Pendant ce temps à Hébron, une énorme banderole célébrant la libération de Hani Jaber flotte triomphalement à l'entrée de la ville alors que Jaber regagne son logement sécurisé. La maison de sa famille dans la vieille ville a été attaquée le 19 novembre 2011 par des colons protégés par des militaires israéliens. L'un de ses cousins, Badran Jaber, ainsi que deux des frères d'Hani ont été emmenés ("Des colons continuent d'attaquer la maison du prisonnier libéré Hani Jaber", Palestinian News Network,19 novembre 2011, en anglais).

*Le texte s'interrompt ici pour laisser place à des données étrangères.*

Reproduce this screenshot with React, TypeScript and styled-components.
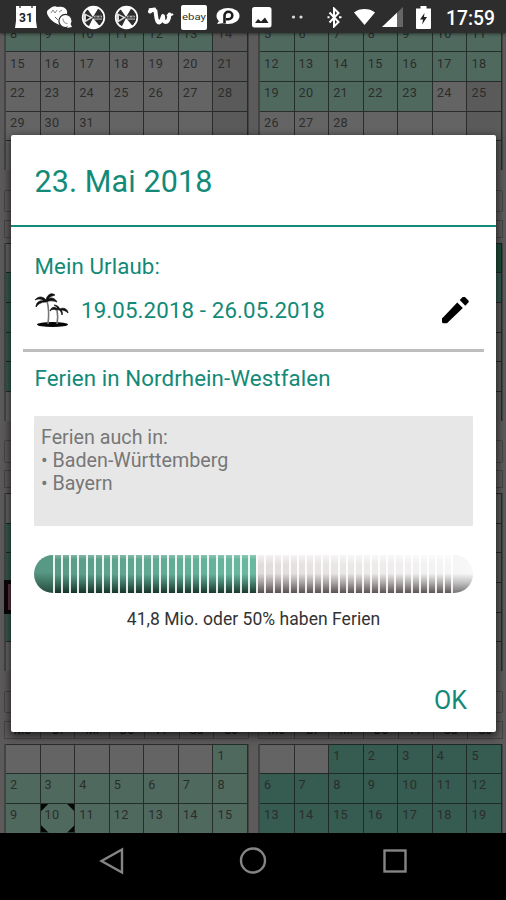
import React from 'react';
import styled, { createGlobalStyle, css } from 'styled-components';

const Global = createGlobalStyle`
  * { box-sizing: border-box; }
  body { margin: 0; background: #000; font-family: Roboto, "Liberation Sans", sans-serif; }
`;

const Screen = styled.div`
  position: relative;
  width: 506px;
  height: 900px;
  display: flex;
  flex-direction: column;
  overflow: hidden;
  background: #5c5a5b;
`;

const StatusBar = styled.header`
  flex: none;
  height: 33px;
  padding: 0 11px 0 9px;
  display: flex;
  align-items: center;
  background: #2d2d2d;
  box-shadow: 0 1px 3px rgba(0, 0, 0, 0.5);
  z-index: 1;
`;

const StatusIcon = styled.span<{ $w: number }>`
  flex: none;
  width: ${(p) => p.$w}px;
  display: flex;
  justify-content: center;
  padding-top: 1px;
  svg { display: block; }
`;

const Clock = styled.time`
  margin-left: auto;
  color: #fff;
  font-size: 19.3px;
  font-weight: 500;
  line-height: 33px;
  padding-top: 3px;
`;

const Calendar = styled.main`
  flex: 1;
  min-height: 0;
  overflow: hidden;
  display: flex;
  gap: 9px;
  padding: 0 4px;
`;

const MonthColumn = styled.div`
  width: 245px;
  flex: none;
  margin-top: -11.3px;
`;

const Month = styled.section`
  padding-bottom: 19.4px;
`;

const MonthTitle = styled.div`
  height: 22.5px;
  margin-bottom: 7.7px;
  border: 1px solid #454545;
  border-radius: 2px;
  text-align: center;
  font-size: 14px;
  line-height: 20px;
  color: #222;
`;

const DayRow = styled.div`
  display: grid;
  grid-template-columns: repeat(7, 1fr);
`;

const Weekdays = styled(DayRow)`
  height: 17.8px;
  margin-bottom: 5px;
  border: 1px solid #454545;
  font-size: 12px;
  line-height: 17px;
  text-align: center;
  color: #151515;
  span + span { border-left: 1px solid #3a3a3a; }
`;

const Days = styled(DayRow)`
  grid-auto-rows: 29.7px;
  border: solid #444;
  border-width: 0 1px 0 2px;
`;

type Tone = 'plain' | 'sunday' | 'light' | 'dark' | 'vivid' | 'selected';
const toneColor: Record<Tone, string> = {
  plain: '#656464',
  sunday: '#5b5a5a',
  light: '#50695f',
  dark: '#365b50',
  vivid: '#1f4d3a',
  selected: '#5e3347',
};

const corner = (x: string, y: string, angle: number) =>
  `linear-gradient(${angle}deg, #060808 4.8px, transparent 5.6px) ${x} ${y} / 50% 50% no-repeat`;

const Day = styled.div<{ $tone: Tone; $today?: boolean }>`
  background: ${(p) => toneColor[p.$tone]};
  border-top: 1px solid rgba(20, 24, 22, 0.72);
  border-right: 1px solid rgba(20, 24, 22, 0.72);
  padding: 3.2px 0 0 4px;
  font-size: 12.7px;
  line-height: 15px;
  letter-spacing: 0.35px;
  color: #2b2d2c;
  ${(p) =>
    p.$today &&
    css`
      background: ${corner('0', '0', 135)}, ${corner('100%', '0', 225)}, ${corner('0', '100%', 45)},
        ${corner('100%', '100%', 315)}, ${toneColor.light};
    `}
  ${(p) => p.$tone === 'selected' && 'outline: 4px solid #0b0708; outline-offset: -2px; z-index: 1;'}
`;

interface MonthData {
  name: string;
  offset: number;
  length: number;
  tone: (day: number, column: number) => Tone | null;
  today?: number;
  /** First and last (exclusive) week inside the scrolled viewport. */
  weeks?: [number, number];
}

const between = (d: number, a: number, b: number) => d >= a && d <= b;

const leftMonths: MonthData[] = [
  { name: 'Januar', offset: 0, length: 31, weeks: [1, 6], tone: (d) => (between(d, 1, 13) ? 'light' : null) },
  { name: 'März', offset: 3, length: 31, tone: (d) => (between(d, 4, 31) ? 'dark' : null) },
  {
    name: 'Mai', offset: 1, length: 31,
    tone: (d) => (d === 21 ? 'selected' : between(d, 7, 28) ? 'dark' : null),
  },
  { name: 'Juli', offset: 6, length: 31, today: 10, weeks: [0, 3], tone: () => 'light' },
];

const rightMonths: MonthData[] = [
  { name: 'Februar', offset: 3, length: 28, weeks: [1, 6], tone: (d) => (between(d, 5, 23) ? 'light' : null) },
  { name: 'April', offset: 6, length: 30, tone: (d) => (d === 1 ? 'vivid' : between(d, 2, 8) ? 'dark' : null) },
  { name: 'Juni', offset: 4, length: 30, tone: () => null },
  { name: 'August', offset: 2, length: 31, weeks: [0, 3], tone: () => 'dark' },
];

function MonthView({ data }: { data: MonthData }) {
  const [from, to] = data.weeks ?? [0, 6];
  return (
    <Month>
      {from === 0 && (
        <>
          <MonthTitle>{data.name}</MonthTitle>
          <Weekdays>
            {['Mo', 'Di', 'Mi', 'Do', 'Fr', 'Sa', 'So'].map((d) => <span key={d}>{d}</span>)}
          </Weekdays>
        </>
      )}
      <Days>
        {Array.from({ length: (to - from) * 7 }, (_, i) => {
          const day = i + from * 7 - data.offset + 1;
          const valid = day > 0 && day <= data.length;
          const tone = (valid && data.tone(day, i % 7)) || (i % 7 === 6 ? 'sunday' : 'plain');
          return <Day key={i} $tone={tone} $today={data.today === day}>{valid ? day : ''}</Day>;
        })}
      </Days>
    </Month>
  );
}

const NavBar = styled.nav`
  flex: none;
  height: 67px;
  background: #000;
  display: flex;
  justify-content: space-between;
  padding: 13px 98px 0;
`;

const Dialog = styled.div`
  position: absolute;
  left: 11px;
  top: 135px;
  width: 485px;
  height: 597px;
  background: #fff;
  border-radius: 2px;
  box-shadow: 0 3px 8px 1px rgba(0, 0, 0, 0.65);
  color: #128a77;
  display: flex;
  flex-direction: column;
  z-index: 2;
`;

const DialogTitle = styled.h1`
  margin: 0;
  height: 92px;
  flex: none;
  border-bottom: 2px solid #168877;
  padding: 28px 24px 0 23.5px;
  font-size: 30.5px;
  line-height: 38px;
  font-weight: 400;
  letter-spacing: 0.12px;
`;

const SectionTitle = styled.h2<{ $top: number }>`
  margin: ${(p) => p.$top}px 24px 0 23.5px;
  font-size: 22.3px;
  line-height: 28px;
  font-weight: 400;
  letter-spacing: 0.09px;
`;

const HolidayRow = styled.div`
  display: flex;
  align-items: center;
  height: 40px;
  margin: 10px 27px 0 23px;
`;

const HolidayRange = styled.span`
  margin-left: 12px;
  flex: 1;
  font-size: 22.3px;
  letter-spacing: 0.12px;
`;

const Divider = styled.hr`
  width: 461px;
  height: 3px;
  margin: 19px 0 0 12px;
  border: 0;
  background: #bdbdbd;
`;

const RegionBox = styled.div`
  flex: none;
  width: 439px;
  height: 110px;
  margin: 24px 0 0 23px;
  padding: 11px 7px;
  border-radius: 1px;
  background: #e7e7e7;
  color: #777;
  font-size: 19.7px;
  line-height: 22.8px;
`;

const Gauge = styled.div`
  flex: none;
  width: 439px;
  height: 38px;
  margin: 29px 0 0 23px;
  border-radius: 19px;
  background:
    repeating-linear-gradient(90deg, rgba(255, 255, 255, 0.88) 0 2px, transparent 2px 8.13px) 19.3px 0 / 400.4px 100% no-repeat,
    linear-gradient(180deg, rgba(255, 255, 255, 0.25), transparent 12%, transparent 50%, rgba(5, 35, 25, 0.35) 72%, rgba(5, 25, 15, 0.8)) 20px 0 / 202px 100% no-repeat,
    linear-gradient(180deg, transparent 45%, rgba(5, 25, 15, 0.6)) 0 0 / 20px 100% no-repeat,
    linear-gradient(180deg, rgba(255, 255, 255, 0.65), transparent 25%, transparent 48%, rgba(60, 50, 50, 0.35) 72%, rgba(45, 35, 35, 0.76)) 222px 0 / 197px 100% no-repeat,
    linear-gradient(180deg, transparent 48%, rgba(80, 76, 76, 0.3) 72%, rgba(75, 72, 72, 0.75)) 419px 0 / 20px 100% no-repeat,
    linear-gradient(90deg, #579783, #69b9a0 222px, #e0dbda 222px, #f8f8f8);
`;

const GaugeLabel = styled.p`
  margin: 14px 0 0;
  text-align: center;
  color: #333;
  font-size: 17.5px;
  line-height: 24px;
  letter-spacing: 0.04px;
`;

const Actions = styled.footer`
  margin-top: auto;
  display: flex;
  justify-content: flex-end;
  padding: 0 29px 15.5px;
`;

const OkButton = styled.button`
  border: 0;
  padding: 0;
  background: none;
  color: #128a77;
  font: 400 25px/32px Roboto, sans-serif;
`;

const SmileyDisc = () => (
  <svg width="25" height="25" viewBox="0 0 25 25">
    <circle cx="12.5" cy="12.5" r="10.8" fill="#2d2d2d" stroke="#fff" strokeWidth="1.7" />
    <path d="M12 12 6 3.5A11 11 0 0 1 17.5 3ZM12 13 19 21.5A11 11 0 0 1 7.5 22Z" fill="#fff" />
    <path d="M2 7.5 12 12.5 3 18Z" fill="#ddd" />
    <path d="M5 10.5 9 12.5 5 15Z" fill="#222" />
    <path d="M13 10.7h8v4h-8z" fill="#aaa" />
    <path d="M14 14v-2h2v2M18 14v-2h2v2" stroke="#333" fill="none" />
  </svg>
);

const StatusIcons = () => (
  <>
    <StatusIcon $w={33.7}>
      <svg width="22" height="24" viewBox="0 0 22 24">
        <path d="M1 1h20v15l1 7H0l1-7Z" fill="#fff" />
        <path d="M5 1v2M17 1v2" stroke="#777" strokeWidth="2" />
        <text x="11" y="17" textAnchor="middle" fontSize="12" fontWeight="700" fontFamily="Roboto" fill="#222">31</text>
      </svg>
    </StatusIcon>
    <StatusIcon $w={33.7}>
      <svg width="26" height="23" viewBox="0 0 26 23">
        <path d="M5 1c2-1 4-1 5 0 4-1 9 0 10 4 1 5-3 8-7 11l1 3C5 18-3 7 1 4Z" fill="#fff" />
        <path d="m4 7 2-3 2 3 2-3M12 6l3-2" stroke="#888" fill="none" strokeWidth="1" />
        <path d="m8 11 3 3" stroke="#666" fill="none" strokeWidth="1" />
        <circle cx="18.5" cy="15" r="6.6" fill="#fff" stroke="#2d2d2d" strokeWidth="1.2" />
        <path d="M20 22l5-1-2-4" fill="#fff" />
        <path d="M16 12.5c0 3 2 5 4.5 5" stroke="#999" fill="none" strokeWidth="1.1" />
      </svg>
    </StatusIcon>
    <StatusIcon $w={33.7}><SmileyDisc /></StatusIcon>
    <StatusIcon $w={33.7}><SmileyDisc /></StatusIcon>
    <StatusIcon $w={33.7}>
      <svg width="26" height="20" viewBox="0 0 26 20">
        <path d="M2 4.5c2-2 4-2 5.5-.5.5 4 .5 7 2 10.5 2 3 4-1 5.5-5.5.5 3 0 6 2.5 6 2 0 3.5-2.5 4-7.5" fill="none" stroke="#fff" strokeWidth="3.9" strokeLinecap="round" strokeLinejoin="round" />
        <path d="M1.5 2.2 7 1.5M19.5 8.5l5-1" stroke="#fff" strokeWidth="1.8" strokeLinecap="round" />
      </svg>
    </StatusIcon>
    <StatusIcon $w={33.7}>
      <svg width="26" height="27" viewBox="0 0 26 27">
        <rect y="1" width="26" height="25" rx="2" fill="#fff" />
        <text x="13" y="15.5" textAnchor="middle" fontSize="9.5" textLength="24" lengthAdjust="spacingAndGlyphs" fontFamily="Roboto" fill="#333">ebay</text>
      </svg>
    </StatusIcon>
    <StatusIcon $w={33.7}>
      <svg width="24" height="20" viewBox="0 0 24 20">
        <ellipse cx="12" cy="9" rx="11.5" ry="8" fill="#fff" />
        <path d="M3 14 1 17l7-1" fill="#fff" />
        <path d="M8.5 16.5V8.5a3.9 3.7 0 1 1 3.9 3.7H10" fill="none" stroke="#1d1d1d" strokeWidth="2.6" />
      </svg>
    </StatusIcon>
    <StatusIcon $w={33.7}>
      <svg width="20" height="21" viewBox="0 0 20 21">
        <rect width="19.5" height="20.5" rx="2.5" fill="#fff" />
        <path d="m3 16 3-4 3 2.5 4-4 3.5 5.5Z" fill="#222" />
      </svg>
    </StatusIcon>
    <StatusIcon $w={37}>
      <svg width="13" height="4" viewBox="0 0 13 4">
        <circle cx="2.5" cy="2" r="1.6" fill="#ddd" /><circle cx="10" cy="2" r="1.6" fill="#ddd" />
      </svg>
    </StatusIcon>
    <StatusIcon $w={38}>
      <svg width="15" height="21" viewBox="0 0 15 21">
        <path d="m2.5 5.5 9 9.5-4.5 4.5v-18L11.5 6l-9 9.5" fill="none" stroke="#fff" strokeWidth="2" />
        <path d="M.5 10.3h2M12 10.3h2.5" stroke="#fff" strokeWidth="2" />
      </svg>
    </StatusIcon>
    <StatusIcon $w={21}>
      <svg width="26" height="20" viewBox="0 0 26 20">
        <path d="M13 20 0 4.3C7-1.4 19-1.4 26 4.3Z" fill="#fff" />
      </svg>
    </StatusIcon>
    <StatusIcon $w={35}>
      <svg width="21" height="20" viewBox="0 0 21 20">
        <path d="M0 20 21 0v20Z" fill="#666" /><path d="M0 20 15 5.7V20Z" fill="#fff" />
      </svg>
    </StatusIcon>
    <StatusIcon $w={28}>
      <svg width="15" height="23" viewBox="0 0 15 23">
        <path d="M4.5 0h6v2.5H15V22q0 1-1 1H1q-1 0-1-1V2.5h4.5Z" fill="#fff" />
        <path d="m8.5 7-4.5 6.5h3L6.2 18.5l4.8-7.5H8Z" fill="#222" />
      </svg>
    </StatusIcon>
  </>
);

const PalmIcon = () => (
  <svg width="35" height="36" viewBox="0 0 35 36">
    <ellipse cx="18.5" cy="32.5" rx="15.5" ry="2.5" fill="#050505" />
    <path d="M13 9c2 7 2 15 1 23M23 18c1 5 1 9 0 14" fill="none" stroke="#777" strokeWidth="1.6" />
    <path d="M12 8C9 4 4 4 1 8c4-2 7-1 9 1-5-1-8 2-8 6 2-3 5-5 10-5 4-2 8-1 11 0-2-4-6-5-9-3 2-3 5-3 7-4-4-3-8 0-9 5ZM23 17c-2-3-6-2-7 2 2-2 4-2 6-1 4-1 5 1 6 5 1-2 0-4-1-5 3 0 5 1 7 3 0-4-5-6-8-4-1-2-3-4-6-4l3 2Z" fill="#101010" stroke="#101010" strokeWidth=".7" />
  </svg>
);

const PencilIcon = () => (
  <svg width="27" height="27" viewBox="3 3.5 18 18">
    <path d="M4 16.8 3 17.7V20q0 1 1 1h2.3L16.9 10.85l-3.75-3.75ZM20.6 7.1q.5-.7 0-1.3l-2.4-2.4q-.7-.5-1.3 0l-2.1 2.1 3.75 3.75Z" />
  </svg>
);

export default function App() {
  return (
    <>
      <Global />
      <Screen>
        <StatusBar>
          <StatusIcons />
          <Clock>17:59</Clock>
        </StatusBar>
        <Calendar>
          <MonthColumn>{leftMonths.map((m) => <MonthView key={m.name} data={m} />)}</MonthColumn>
          <MonthColumn>{rightMonths.map((m) => <MonthView key={m.name} data={m} />)}</MonthColumn>
        </Calendar>
        <NavBar>
          <svg width="27" height="30" viewBox="0 0 27 30"><path d="M24 3.5v23L3.5 15Z" fill="none" stroke="#858585" strokeWidth="2.4" /></svg>
          <svg width="30" height="30" viewBox="0 0 30 30"><circle cx="15" cy="14.5" r="12" fill="none" stroke="#858585" strokeWidth="2.4" /></svg>
          <svg width="27" height="30" viewBox="0 0 27 30"><rect x="3.5" y="4.5" width="21" height="21" fill="none" stroke="#858585" strokeWidth="2.4" /></svg>
        </NavBar>
        <Dialog role="dialog">
          <DialogTitle>23. Mai 2018</DialogTitle>
          <SectionTitle $top={25}>Mein Urlaub:</SectionTitle>
          <HolidayRow>
            <PalmIcon />
            <HolidayRange>19.05.2018 - 26.05.2018</HolidayRange>
            <PencilIcon />
          </HolidayRow>
          <Divider />
          <SectionTitle $top={12}>Ferien in Nordrhein-Westfalen</SectionTitle>
          <RegionBox>
            <div>Ferien auch in:</div>
            <div>• Baden-Württemberg</div>
            <div>• Bayern</div>
          </RegionBox>
          <Gauge />
          <GaugeLabel>41,8 Mio. oder 50% haben Ferien</GaugeLabel>
          <Actions><OkButton>OK</OkButton></Actions>
        </Dialog>
      </Screen>
    </>
  );
}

L'endroit (où ils ont été emmenés) n'a toujours pas été divulgué.

Quelques semaines auparavant, Baruch Marzel s'était arrêté dans une épicerie de la vieille ville appartenant à la sœur d'Hani Jaber. Suivi par les caméras d'Ynet, il a commencé à demander le prix de différents articles. Marzel a montré une barre chocolatée et a demandé, "Combien pour ça ?". "Un shekel," a répondu la sœur d'Hani. Il a montré un paquet de chips, "Un shekel," a-t-elle dit. La vidéo montre ensuite Marzel remettre un exemplaire de l'affiche "Tuez-le d'abord" avec le visage d'Hani Jabel en noir et blanc. Il demande, "Combien coûte la vie d'un juif ?"

Et comme elle ne disait rien, il a répondu à sa propre question, "très cher".